Entre Maduro y podrido

La maldición que impone el capitalismo es pensar que todo se puede comprar. Pero los más maldecidos resultan ser quienes piensan que basta con ponerse una camisa roja y parar el mundo para bajarse. Ni lo primero sirve ni lo segundo es posible.

Latinoamérica desanima al progre más entusiasta. El desastre en Venezuela y Lenín Moreno apenas agarrado del éxito electoral por un pelo en Ecuador dan para desesperanzar a cualquiera. ¿Acaso no hay izquierda que pueda ganar bien?

Pero el conservador enfrenta otro riesgo: caer en el triunfalismo. Queda demostrado —dirá— que solo el mercado y los líderes de derecha traen el éxito y el desarrollo. Desafortunadamente, la cosa nunca es tan sencilla. Darse por vencido sobre al papel del Estado en la protección social y en la redistribución de la riqueza es olvidar conquistas reales como el bienestar de los nórdicos, la mejora histórica en el trabajo fabril o el exitosísimo cuidado de la salud en Gran Bretaña o en Cuba (sí, esa).

Igualmente falla quien se ufana del mercado como solución única. Es un simplón que olvida la debacle global de 2008 o un cínico que ignora el continuo y silencioso molino de gente. Ignora esa máquina financiera que en nombre de la economía y de pagar los créditos causa cada vez más desigualdad y excluye más gente del bienestar, incluso en los países más ricos.

El problema es mayor que la comprobada pericia de Maduro para empobrecer venezolanos o que la dificultad de Moreno para ganar en Ecuador incluso con todo el apoyo de Correa y de su gobierno. El problema es que vivimos entre la espada y la pared, entre Maduro y podrido (de dinero). Por un lado, nos agotan las reiteradas traiciones de populismos que predican solidaridad, pero siembran división. Como en la Nicaragua de Ortega, la Venezuela de Maduro y los Estados Unidos de Trump. Por el otro, nos agrede un capitalismo financiero voraz, con su guardia pretoriana de intelectuales insensibles y gerentes rácanos.
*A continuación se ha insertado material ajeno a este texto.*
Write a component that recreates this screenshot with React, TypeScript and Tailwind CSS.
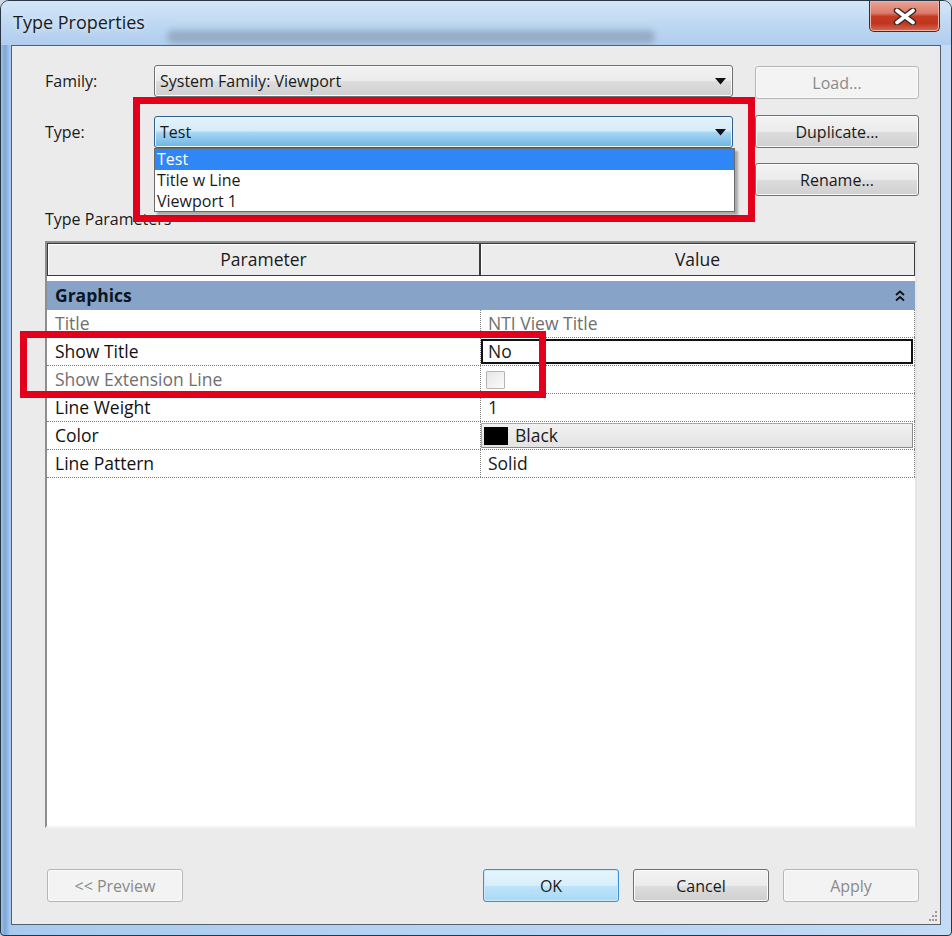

Llevan tres décadas repitiendo que solo el mercado salva mientras desmantelan 250 años de logros democráticos, arrasan con el medio ambiente y atropellan lo que no sea blanco, hombre y cristiano. Tanta traición y tanta agresión igual hacen perder la fe en la solidaridad laboral, en la cosa pública y en el emprendimiento. Entonces los dejamos en manos de gente que de sindicalista, política o emprendedora no tiene más que el nombre.

Hoy nuestro continente muestra, tanto al norte como al sur, los costos de apostar por visiones que administran sin dilución una fórmula mágica u otra. En Venezuela una banda de pillos con marca populista habla de solidaridad mientras carga con todo y atropella a quienes no piensan como ellos. Mientras tanto, en la Casa Blanca una banda de pillos con marca populista habla de recuperar la grandeza mientras… ¡Caramba! ¡Qué coincidencia!
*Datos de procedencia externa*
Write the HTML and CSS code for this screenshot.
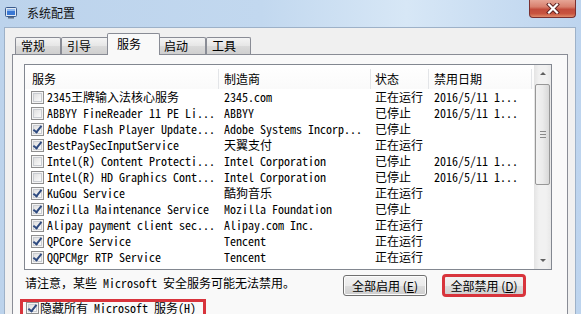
FILE: index.html
```html
<!DOCTYPE html>
<html lang="zh-CN">
<head>
  <meta charset="UTF-8" />
  <title>系统配置</title>
  <link rel="stylesheet" href="styles.css">
</head>
<body>
  <div class="window">
    <div class="titlebar">
      <svg class="app-icon" width="12" height="12" viewBox="0 0 12 12">
        <rect x="0.5" y="0.5" width="11" height="9" rx="1" fill="#dfe8f3" stroke="#3b5b8c" />
        <rect x="2" y="2" width="8" height="6" fill="#3a78d4" />
        <rect x="2" y="2" width="8" height="2" fill="#8fb8ee" />
        <rect x="3" y="10" width="6" height="1.5" fill="#5d6f88" />
      </svg>
      <span class="title">系统配置</span>
      <div class="close-btn">
        <svg width="14" height="11" viewBox="0 0 14 11">
          <path d="M3 1.5 L11 9.5 M11 1.5 L3 9.5" stroke="#5a1e1e" stroke-width="4" stroke-linecap="square" />
          <path d="M3 1.5 L11 9.5 M11 1.5 L3 9.5" stroke="#fff" stroke-width="2.2" stroke-linecap="square" />
        </svg>
      </div>
    </div>

    <div class="client">
      <div class="tabs">
        <div class="tab w46">常规</div>
        <div class="tab w48">引导</div>
        <div class="tab active">服务</div>
        <div class="tab w48">启动</div>
        <div class="tab w45">工具</div>
      </div>

      <div class="panel">
        <div class="listbox">
          <div class="list-main">
            <div class="list-head">
              <div class="col c1">服务</div>
              <div class="col c2">制造商</div>
              <div class="col c3">状态</div>
              <div class="col c4">禁用日期</div>
            </div>

            <div class="list-row">
              <div class="col c1"><span class="check"></span>2345王牌输入法核心服务</div>
              <div class="col c2">2345.com</div>
              <div class="col c3">正在运行</div>
              <div class="col c4">2016/5/11 1...</div>
            </div>
            <div class="list-row">
              <div class="col c1"><span class="check"></span>ABBYY FineReader 11 PE Li...</div>
              <div class="col c2">ABBYY</div>
              <div class="col c3">已停止</div>
              <div class="col c4">2016/5/11 1...</div>
            </div>
            <div class="list-row">
              <div class="col c1"><span class="check on"></span>Adobe Flash Player Update...</div>
              <div class="col c2">Adobe Systems Incorp...</div>
              <div class="col c3">已停止</div>
              <div class="col c4"></div>
            </div>
            <div class="list-row">
              <div class="col c1"><span class="check on"></span>BestPaySecInputService</div>
              <div class="col c2">天翼支付</div>
              <div class="col c3">正在运行</div>
              <div class="col c4"></div>
            </div>
            <div class="list-row">
              <div class="col c1"><span class="check"></span>Intel(R) Content Protecti...</div>
              <div class="col c2">Intel Corporation</div>
              <div class="col c3">已停止</div>
              <div class="col c4">2016/5/11 1...</div>
            </div>
            <div class="list-row">
              <div class="col c1"><span class="check"></span>Intel(R) HD Graphics Cont...</div>
              <div class="col c2">Intel Corporation</div>
              <div class="col c3">已停止</div>
              <div class="col c4">2016/5/11 1...</div>
            </div>
            <div class="list-row">
              <div class="col c1"><span class="check on"></span>KuGou Service</div>
              <div class="col c2">酷狗音乐</div>
              <div class="col c3">正在运行</div>
              <div class="col c4"></div>
            </div>
            <div class="list-row">
              <div class="col c1"><span class="check on"></span>Mozilla Maintenance Service</div>
              <div class="col c2">Mozilla Foundation</div>
              <div class="col c3">已停止</div>
              <div class="col c4"></div>
            </div>
            <div class="list-row">
              <div class="col c1"><span class="check on"></span>Alipay payment client sec...</div>
              <div class="col c2">Alipay.com Inc.</div>
              <div class="col c3">正在运行</div>
              <div class="col c4"></div>
            </div>
            <div class="list-row">
              <div class="col c1"><span class="check on"></span>QPCore Service</div>
              <div class="col c2">Tencent</div>
              <div class="col c3">正在运行</div>
              <div class="col c4"></div>
            </div>
            <div class="list-row">
              <div class="col c1"><span class="check on"></span>QQPCMgr RTP Service</div>
              <div class="col c2">Tencent</div>
              <div class="col c3">正在运行</div>
              <div class="col c4"></div>
            </div>
          </div>

          <div class="scrollbar">
            <div class="sb-arrow up"></div>
            <div class="sb-track">
              <div class="sb-thumb"><span class="grip"></span></div>
            </div>
            <div class="sb-arrow down"></div>
          </div>
        </div>

        <div class="actions">
          <div class="note">请注意，某些 Microsoft 安全服务可能无法禁用。</div>
          <div class="btn-group">
            <button class="btn w84">全部启用 (<u>E</u>)</button>
            <button class="btn w82 marked">全部禁用 (<u>D</u>)</button>
          </div>
        </div>

        <div class="hide-row">
          <span class="check on"></span>
          <span class="hide-label">隐藏所有 Microsoft 服务(<u>H</u>)</span>
        </div>
      </div>
    </div>
  </div>
</body>
</html>
```

FILE: styles.css
```css
body {
  margin: 0;
  width: 581px;
  height: 314px;
  overflow: hidden;
  font-family: "Noto Sans CJK SC", "Liberation Sans", sans-serif;
  font-size: 12px;
  color: #000;
}
.window {
  width: 581px;
  height: 314px;
  display: flex;
  flex-direction: column;
  overflow: hidden;
  background: linear-gradient(to right, #bcd3ec 0%, #c2d8ef 45%, #d7e7f6 70%, #c9ddf2 85%, #bdd4ee 100%);
}

/* title bar */
.titlebar {
  height: 27px;
  flex: none;
  display: flex;
  align-items: flex-start;
}
.app-icon {
  margin: 7px 0 0 5px;
}
.title {
  margin: 5px 0 0 10px;
  line-height: 16px;
  color: #111;
}
.close-btn {
  margin-left: auto;
  margin-right: 5px;
  width: 47px;
  height: 18px;
  box-sizing: border-box;
  border: 1px solid #7a3030;
  border-top: none;
  border-radius: 0 0 4px 4px;
  background: linear-gradient(to bottom, #e6a596 0%, #d8806e 40%, #c24c3c 55%, #c8543f 80%, #e08b6a 100%);
  display: flex;
  align-items: center;
  justify-content: center;
}

/* client area */
.client {
  flex: 1;
  margin: 0 5px 0 4px;
  background: #f0f0f0;
  border: 1px solid #9db1c8;
  border-bottom: none;
  padding: 5px 7px 0 7px;
  display: flex;
  flex-direction: column;
}
.tabs {
  height: 21px;
  display: flex;
  align-items: flex-end;
  padding-left: 3px;
}
.tab {
  height: 17px;
  box-sizing: border-box;
  border: 1px solid #898c95;
  border-bottom: none;
  border-radius: 2px 2px 0 0;
  background: linear-gradient(to bottom, #f4f4f4, #e6e6e6 50%, #dadada 51%, #cfcfcf);
  padding-left: 5px;
  line-height: 15px;
}
.w45 { width: 45px; }
.w46 { width: 46px; }
.w48 { width: 48px; }
.tab.active {
  position: relative;
  z-index: 1;
  width: 53px;
  height: 22px;
  margin: 0 -2px -1px;
  padding-left: 9px;
  padding-top: 2px;
  background: #f9f9f9;
}
.panel {
  flex: 1;
  border: 1px solid #898c95;
  background: #f9f9f9;
  padding: 9px 15px 0 11px;
}

/* list view */
.listbox {
  height: 206px;
  box-sizing: border-box;
  border: 1px solid #828790;
  background: #fff;
  display: flex;
}
.list-main {
  flex: 1;
  font-family: "Noto Sans Mono CJK SC", "Liberation Mono", "Noto Sans CJK SC", monospace;
}
.list-head,
.list-row {
  display: grid;
  grid-template-columns: 194px 152px 58px 103px;
}
.list-head {
  height: 24px;
  box-sizing: border-box;
  padding-top: 4px;
  background: linear-gradient(to bottom, #fff, #fafafa);
  font-family: "Noto Sans CJK SC", sans-serif;
}
.list-head .col {
  border-right: 1px solid #e3e5e8;
  line-height: 20px;
}
.list-row {
  height: 16px;
  line-height: 16px;
  white-space: nowrap;
}
.col {
  overflow: hidden;
  padding-left: 5px;
}
.list-head .c1 { padding-left: 7px; }
.list-row .c1 {
  padding-left: 6px;
  display: flex;
  align-items: center;
  gap: 3px;
}
.c3 { padding-left: 4px; font-family: "Noto Sans CJK SC", sans-serif; }

/* checkbox */
.check {
  position: relative;
  flex: none;
  width: 13px;
  height: 13px;
  box-sizing: border-box;
  border: 1px solid #8f8f8f;
  background: linear-gradient(135deg, #d8d8d8, #f6f6f6 70%, #fff);
  box-shadow: inset 0 0 0 1px #f4f4f4, inset 0 0 0 2px #c9ccd1;
}
.check.on::after {
  content: "";
  position: absolute;
  left: 3px;
  top: 0;
  width: 3px;
  height: 7px;
  border: solid #2f4b80;
  border-width: 0 2px 2px 0;
  transform: rotate(38deg);
}

/* scrollbar */
.scrollbar {
  width: 17px;
  display: flex;
  flex-direction: column;
  background: linear-gradient(to right, #e4e4e4, #f1f1f1 30%, #f1f1f1 70%, #e8e8e8);
}
.sb-arrow {
  height: 17px;
  display: flex;
  align-items: center;
  justify-content: center;
}
.sb-arrow::before {
  content: "";
  border-left: 3px solid transparent;
  border-right: 3px solid transparent;
}
.sb-arrow.up::before { border-bottom: 3px solid #606060; }
.sb-arrow.down::before { border-top: 3px solid #606060; }
.sb-track {
  flex: 1;
  padding: 2px 1px 0;
}
.sb-thumb {
  height: 101px;
  box-sizing: border-box;
  border: 1px solid #979797;
  border-radius: 2px;
  background: linear-gradient(to right, #f2f2f2, #ebebeb 50%, #d8d8d8);
  display: flex;
  align-items: center;
  justify-content: center;
}
.grip {
  width: 6px;
  height: 5px;
  border-top: 1px solid #8a8a8a;
  border-bottom: 1px solid #8a8a8a;
  background: linear-gradient(to bottom, transparent 2px, #8a8a8a 2px, #8a8a8a 3px, transparent 3px);
}

/* bottom area */
.actions {
  margin-top: 5px;
  display: flex;
  align-items: flex-start;
}
.note {
  padding-left: 1px;
  line-height: 16px;
  font-family: "Noto Sans Mono CJK SC", "Liberation Mono", "Noto Sans CJK SC", monospace;
}
.btn-group {
  margin-left: auto;
  margin-right: 27px;
  display: flex;
  gap: 16px;
}
.btn {
  height: 21px;
  padding: 0;
  border: 1px solid #707070;
  border-radius: 3px;
  background: linear-gradient(to bottom, #f2f2f2 0%, #ebebeb 50%, #dddddd 51%, #cfcfcf 100%);
  box-shadow: inset 0 0 0 1px #fcfcfc;
  font-family: "Noto Sans CJK SC", sans-serif;
  font-size: 12px;
  color: #000;
}
.w82 { width: 82px; }
.w84 { width: 84px; }
.btn.marked {
  outline: 3px solid #d8343c;
  outline-offset: -2px;
}
.hide-row {
  margin: 3px 0 0 -4px;
  width: 186px;
  height: 15px;
  box-sizing: border-box;
  border: 3px solid #d8343c;
  border-bottom: none;
  padding: 0 0 0 3px;
  display: flex;
  align-items: flex-start;
  gap: 1px;
  font-family: "Noto Sans Mono CJK SC", "Liberation Mono", "Noto Sans CJK SC", monospace;
}
.hide-row .check {
  height: 12px;
}
.hide-label {
  line-height: 12px;
  white-space: nowrap;
}
```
Quizá toca leer a Wolfgang Streeck cuando subraya que el capitalismo no es un fenómeno natural, una economía de supuestas reglas objetivas. Es, ante todo, una economía política, que es decir una cultura y una matriz de relaciones sociales y políticas que se construyen. Por ello no cejan un solo momento ni la voraz expansión capitalista —crear nuevas necesidades, apropiarse de los bienes comunes, forzar un trabajo mal pagado— ni la necesidad de resistir que los mercaderes pongan precio a todo.
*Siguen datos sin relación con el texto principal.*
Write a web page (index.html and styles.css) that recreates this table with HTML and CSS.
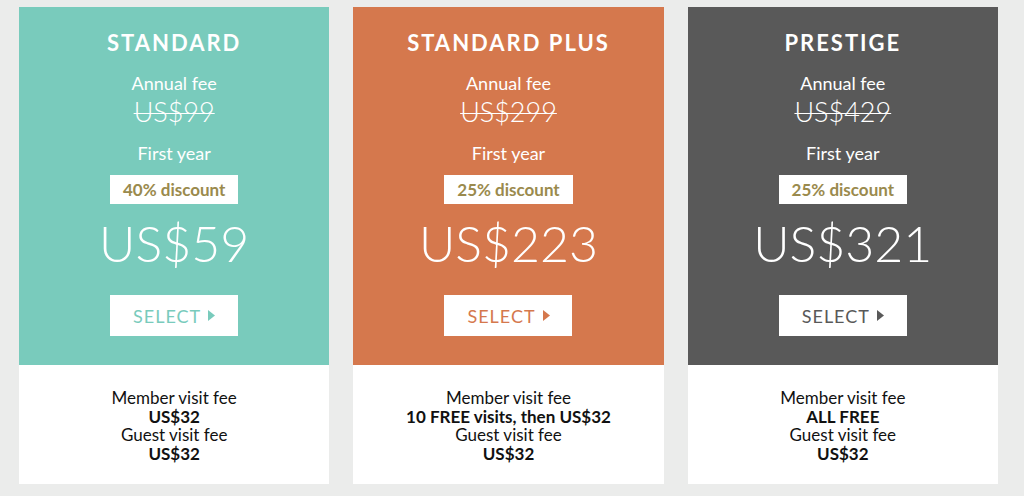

La maldición que impone el capitalismo es pensar que todo se puede comprar. Pero los más maldecidos resultan ser quienes piensan que basta con ponerse una camisa roja y parar el mundo para bajarse. Ni lo primero sirve ni lo segundo es posible. El reto que enfrentamos es la diferencia entre un desperfecto en el auto y un desperfecto en el avión: mientras con el auto basta detenerse por la vera para hacer la reparación, aquí estamos en pleno vuelo y cualquier remedio tendrá que hacerse mientras ruge el motor, así sea ponerse el paracaídas y rezar diez padrenuestros porque la cosa se cae.

Entendamos que la agenda urgente no es encontrar culpables en el otro bando. La agenda urgente es reconocer que lo que tenemos ya no da para más: nueve años van desde la crisis, y la economía global sigue sin arrancar. Apenas alcanza para seguir fabricando desempleados. Urgente es reconocer que la medida del éxito no la da el crecimiento de la acumulación, sino el bienestar de la gente. Mientras haya personas sin techo, sin escuela o sin atención de salud, sirve de poco presumir que haya alguien que acumula. Solo de la más franca heterodoxia —como combinar la renta básica universal con los mercados laborales flexibles— podrá salir algo irreconocible, algo nuevo. Pero para eso hay que abandonar las más caras lealtades: los antiguos se equivocaron.